-------- DATA FOR THIS TASK
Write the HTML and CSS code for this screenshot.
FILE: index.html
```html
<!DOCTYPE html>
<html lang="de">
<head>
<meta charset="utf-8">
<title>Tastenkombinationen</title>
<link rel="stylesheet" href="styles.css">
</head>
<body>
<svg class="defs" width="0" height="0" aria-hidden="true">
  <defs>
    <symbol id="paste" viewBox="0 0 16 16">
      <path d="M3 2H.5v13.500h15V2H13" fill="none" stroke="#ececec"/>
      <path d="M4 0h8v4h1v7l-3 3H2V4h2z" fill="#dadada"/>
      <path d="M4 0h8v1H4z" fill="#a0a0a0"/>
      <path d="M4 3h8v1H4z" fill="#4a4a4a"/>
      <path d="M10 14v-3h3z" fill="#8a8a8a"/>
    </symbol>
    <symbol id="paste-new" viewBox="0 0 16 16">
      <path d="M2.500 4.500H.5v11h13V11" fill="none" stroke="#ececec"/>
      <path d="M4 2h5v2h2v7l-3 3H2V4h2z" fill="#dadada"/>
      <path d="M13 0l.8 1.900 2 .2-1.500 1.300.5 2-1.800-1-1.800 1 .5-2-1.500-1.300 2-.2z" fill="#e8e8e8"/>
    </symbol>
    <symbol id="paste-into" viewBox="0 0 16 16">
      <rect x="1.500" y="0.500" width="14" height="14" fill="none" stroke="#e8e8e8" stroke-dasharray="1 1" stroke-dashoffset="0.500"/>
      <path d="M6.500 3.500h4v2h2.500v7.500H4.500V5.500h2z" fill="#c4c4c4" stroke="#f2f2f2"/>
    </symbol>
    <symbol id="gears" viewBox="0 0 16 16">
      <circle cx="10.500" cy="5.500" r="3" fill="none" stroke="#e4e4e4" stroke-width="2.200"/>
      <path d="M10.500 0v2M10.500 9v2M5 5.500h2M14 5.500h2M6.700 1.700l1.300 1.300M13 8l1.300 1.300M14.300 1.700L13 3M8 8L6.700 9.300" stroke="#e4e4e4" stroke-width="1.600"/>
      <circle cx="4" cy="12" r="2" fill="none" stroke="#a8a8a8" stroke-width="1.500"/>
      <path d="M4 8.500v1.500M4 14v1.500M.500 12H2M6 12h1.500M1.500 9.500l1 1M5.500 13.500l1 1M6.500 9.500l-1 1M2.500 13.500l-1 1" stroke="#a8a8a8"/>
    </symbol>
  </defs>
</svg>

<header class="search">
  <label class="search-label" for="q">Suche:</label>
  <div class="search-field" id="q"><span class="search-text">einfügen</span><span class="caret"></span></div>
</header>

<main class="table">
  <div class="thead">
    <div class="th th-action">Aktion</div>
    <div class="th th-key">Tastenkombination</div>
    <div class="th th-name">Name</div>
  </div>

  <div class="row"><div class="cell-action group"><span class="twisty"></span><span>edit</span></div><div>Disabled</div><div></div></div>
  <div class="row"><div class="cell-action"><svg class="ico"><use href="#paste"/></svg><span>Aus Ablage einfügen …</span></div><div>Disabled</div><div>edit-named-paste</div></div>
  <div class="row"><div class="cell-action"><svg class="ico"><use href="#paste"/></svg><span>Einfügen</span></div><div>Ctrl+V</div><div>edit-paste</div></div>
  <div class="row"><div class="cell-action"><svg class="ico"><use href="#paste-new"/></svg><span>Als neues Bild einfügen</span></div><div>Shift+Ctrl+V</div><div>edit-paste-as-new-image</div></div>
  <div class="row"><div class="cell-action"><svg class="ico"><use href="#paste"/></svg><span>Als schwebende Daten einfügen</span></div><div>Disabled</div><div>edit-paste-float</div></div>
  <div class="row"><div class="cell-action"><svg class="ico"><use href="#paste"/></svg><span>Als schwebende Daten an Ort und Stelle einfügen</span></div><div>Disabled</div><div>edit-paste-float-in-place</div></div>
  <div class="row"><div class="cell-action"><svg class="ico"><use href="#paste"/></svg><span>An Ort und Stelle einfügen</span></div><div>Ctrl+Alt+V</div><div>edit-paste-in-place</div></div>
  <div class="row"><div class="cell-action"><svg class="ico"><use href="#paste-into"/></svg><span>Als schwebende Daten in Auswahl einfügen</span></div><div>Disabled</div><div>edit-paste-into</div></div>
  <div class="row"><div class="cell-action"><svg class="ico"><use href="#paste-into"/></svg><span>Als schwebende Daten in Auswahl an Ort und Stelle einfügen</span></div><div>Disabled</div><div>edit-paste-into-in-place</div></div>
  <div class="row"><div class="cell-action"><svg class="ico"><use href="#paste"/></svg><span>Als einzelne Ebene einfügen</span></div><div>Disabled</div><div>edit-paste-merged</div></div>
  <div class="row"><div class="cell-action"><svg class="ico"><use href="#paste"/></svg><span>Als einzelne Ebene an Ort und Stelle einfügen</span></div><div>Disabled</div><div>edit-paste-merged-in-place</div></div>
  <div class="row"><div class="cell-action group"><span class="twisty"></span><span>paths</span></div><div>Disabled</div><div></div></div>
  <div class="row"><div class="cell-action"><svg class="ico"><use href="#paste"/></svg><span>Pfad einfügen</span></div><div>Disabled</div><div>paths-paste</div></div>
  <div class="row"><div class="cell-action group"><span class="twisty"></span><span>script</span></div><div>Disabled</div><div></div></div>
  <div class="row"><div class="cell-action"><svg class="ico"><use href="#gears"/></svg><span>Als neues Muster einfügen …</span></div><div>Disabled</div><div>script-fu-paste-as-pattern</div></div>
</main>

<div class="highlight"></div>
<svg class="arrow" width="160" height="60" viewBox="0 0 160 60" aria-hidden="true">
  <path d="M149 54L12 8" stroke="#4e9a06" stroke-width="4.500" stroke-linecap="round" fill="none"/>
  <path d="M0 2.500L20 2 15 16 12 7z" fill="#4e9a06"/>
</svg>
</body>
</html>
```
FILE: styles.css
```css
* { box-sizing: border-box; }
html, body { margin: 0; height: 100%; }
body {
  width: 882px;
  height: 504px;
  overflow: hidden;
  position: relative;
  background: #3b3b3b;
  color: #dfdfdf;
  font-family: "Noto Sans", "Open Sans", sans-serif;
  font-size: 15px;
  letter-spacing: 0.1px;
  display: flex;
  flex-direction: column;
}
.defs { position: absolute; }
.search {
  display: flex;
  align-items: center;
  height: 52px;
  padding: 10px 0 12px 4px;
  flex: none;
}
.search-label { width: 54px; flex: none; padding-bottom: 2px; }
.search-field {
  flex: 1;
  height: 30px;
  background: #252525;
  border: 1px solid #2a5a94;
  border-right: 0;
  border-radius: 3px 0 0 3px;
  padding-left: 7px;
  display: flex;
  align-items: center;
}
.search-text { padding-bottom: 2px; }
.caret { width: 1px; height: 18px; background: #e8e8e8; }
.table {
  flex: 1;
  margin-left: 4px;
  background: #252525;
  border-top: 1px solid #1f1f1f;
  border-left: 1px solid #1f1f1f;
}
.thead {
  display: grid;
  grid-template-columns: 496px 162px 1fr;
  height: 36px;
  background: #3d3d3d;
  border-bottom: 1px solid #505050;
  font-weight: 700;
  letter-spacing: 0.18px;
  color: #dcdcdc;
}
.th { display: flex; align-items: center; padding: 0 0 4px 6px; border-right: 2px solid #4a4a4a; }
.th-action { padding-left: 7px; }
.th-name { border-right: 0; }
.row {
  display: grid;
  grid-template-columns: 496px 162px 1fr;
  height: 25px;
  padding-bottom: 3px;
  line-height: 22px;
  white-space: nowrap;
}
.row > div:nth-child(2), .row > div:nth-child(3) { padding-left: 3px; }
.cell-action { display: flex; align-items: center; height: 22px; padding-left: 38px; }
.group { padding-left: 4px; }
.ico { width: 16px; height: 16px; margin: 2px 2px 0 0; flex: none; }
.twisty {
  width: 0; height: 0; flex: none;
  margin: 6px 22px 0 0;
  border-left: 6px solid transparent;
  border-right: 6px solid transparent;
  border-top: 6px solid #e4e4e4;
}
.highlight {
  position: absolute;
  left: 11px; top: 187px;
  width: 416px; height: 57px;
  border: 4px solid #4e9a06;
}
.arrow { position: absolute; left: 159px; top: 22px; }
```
----------------
-------- DATA FOR THIS TASK
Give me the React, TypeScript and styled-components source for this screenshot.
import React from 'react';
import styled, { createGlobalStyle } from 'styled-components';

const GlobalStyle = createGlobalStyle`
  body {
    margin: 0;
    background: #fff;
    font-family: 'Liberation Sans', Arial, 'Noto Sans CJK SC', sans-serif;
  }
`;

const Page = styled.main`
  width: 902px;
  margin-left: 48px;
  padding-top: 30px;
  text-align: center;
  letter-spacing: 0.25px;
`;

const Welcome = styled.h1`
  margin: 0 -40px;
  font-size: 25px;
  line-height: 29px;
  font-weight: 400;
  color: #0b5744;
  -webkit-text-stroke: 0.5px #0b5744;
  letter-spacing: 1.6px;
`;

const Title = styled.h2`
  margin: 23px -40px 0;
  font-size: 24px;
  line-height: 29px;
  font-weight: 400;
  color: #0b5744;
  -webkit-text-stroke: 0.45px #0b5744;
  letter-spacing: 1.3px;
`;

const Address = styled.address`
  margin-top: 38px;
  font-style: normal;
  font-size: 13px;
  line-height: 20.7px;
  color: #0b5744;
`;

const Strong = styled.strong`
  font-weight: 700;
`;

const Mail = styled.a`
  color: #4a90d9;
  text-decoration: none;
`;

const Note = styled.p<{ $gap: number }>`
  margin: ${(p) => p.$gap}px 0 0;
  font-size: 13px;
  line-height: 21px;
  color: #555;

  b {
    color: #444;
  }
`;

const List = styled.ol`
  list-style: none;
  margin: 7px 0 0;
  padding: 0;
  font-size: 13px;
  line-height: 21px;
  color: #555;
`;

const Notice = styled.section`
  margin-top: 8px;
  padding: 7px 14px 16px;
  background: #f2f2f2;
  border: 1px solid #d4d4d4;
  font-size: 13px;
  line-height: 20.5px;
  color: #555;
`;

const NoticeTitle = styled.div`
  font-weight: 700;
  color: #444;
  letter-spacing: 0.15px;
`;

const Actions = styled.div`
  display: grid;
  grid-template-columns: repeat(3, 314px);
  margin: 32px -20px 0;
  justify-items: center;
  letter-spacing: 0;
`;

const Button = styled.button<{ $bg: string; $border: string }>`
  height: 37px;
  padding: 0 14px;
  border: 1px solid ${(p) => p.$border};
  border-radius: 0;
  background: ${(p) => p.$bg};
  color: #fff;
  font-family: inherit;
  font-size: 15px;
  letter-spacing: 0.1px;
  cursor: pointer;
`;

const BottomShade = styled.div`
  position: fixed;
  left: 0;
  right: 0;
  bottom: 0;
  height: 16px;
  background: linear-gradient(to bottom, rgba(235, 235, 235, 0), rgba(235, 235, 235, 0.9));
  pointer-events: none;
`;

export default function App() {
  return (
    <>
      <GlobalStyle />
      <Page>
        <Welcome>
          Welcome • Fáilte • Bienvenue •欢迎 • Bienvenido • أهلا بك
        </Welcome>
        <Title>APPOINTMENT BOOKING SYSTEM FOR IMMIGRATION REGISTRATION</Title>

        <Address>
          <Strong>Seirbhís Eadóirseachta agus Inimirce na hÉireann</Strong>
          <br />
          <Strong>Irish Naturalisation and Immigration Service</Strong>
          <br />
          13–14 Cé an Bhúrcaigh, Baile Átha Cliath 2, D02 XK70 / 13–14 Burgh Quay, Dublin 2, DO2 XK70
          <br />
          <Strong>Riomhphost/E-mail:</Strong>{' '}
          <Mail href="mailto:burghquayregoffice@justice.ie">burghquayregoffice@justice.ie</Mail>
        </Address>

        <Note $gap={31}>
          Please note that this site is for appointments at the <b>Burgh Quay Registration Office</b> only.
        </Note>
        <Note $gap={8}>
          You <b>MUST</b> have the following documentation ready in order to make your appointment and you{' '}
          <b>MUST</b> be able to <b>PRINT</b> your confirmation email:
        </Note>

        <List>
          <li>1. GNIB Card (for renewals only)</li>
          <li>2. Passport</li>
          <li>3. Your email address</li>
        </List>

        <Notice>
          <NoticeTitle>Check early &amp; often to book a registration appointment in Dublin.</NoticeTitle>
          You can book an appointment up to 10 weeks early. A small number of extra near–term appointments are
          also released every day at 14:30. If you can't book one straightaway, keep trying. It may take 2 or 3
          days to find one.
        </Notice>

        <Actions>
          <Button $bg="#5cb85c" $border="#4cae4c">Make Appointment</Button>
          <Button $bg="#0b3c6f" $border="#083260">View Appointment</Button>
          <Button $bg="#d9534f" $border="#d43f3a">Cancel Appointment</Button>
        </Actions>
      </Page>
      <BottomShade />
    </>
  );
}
----------------
For each line of the entries that includes "components", show that line.

__ANSWER TO THE EXERCISE__.
Give me the React, TypeScript and styled-components source for this screenshot.
import styled, { createGlobalStyle } from 'styled-components';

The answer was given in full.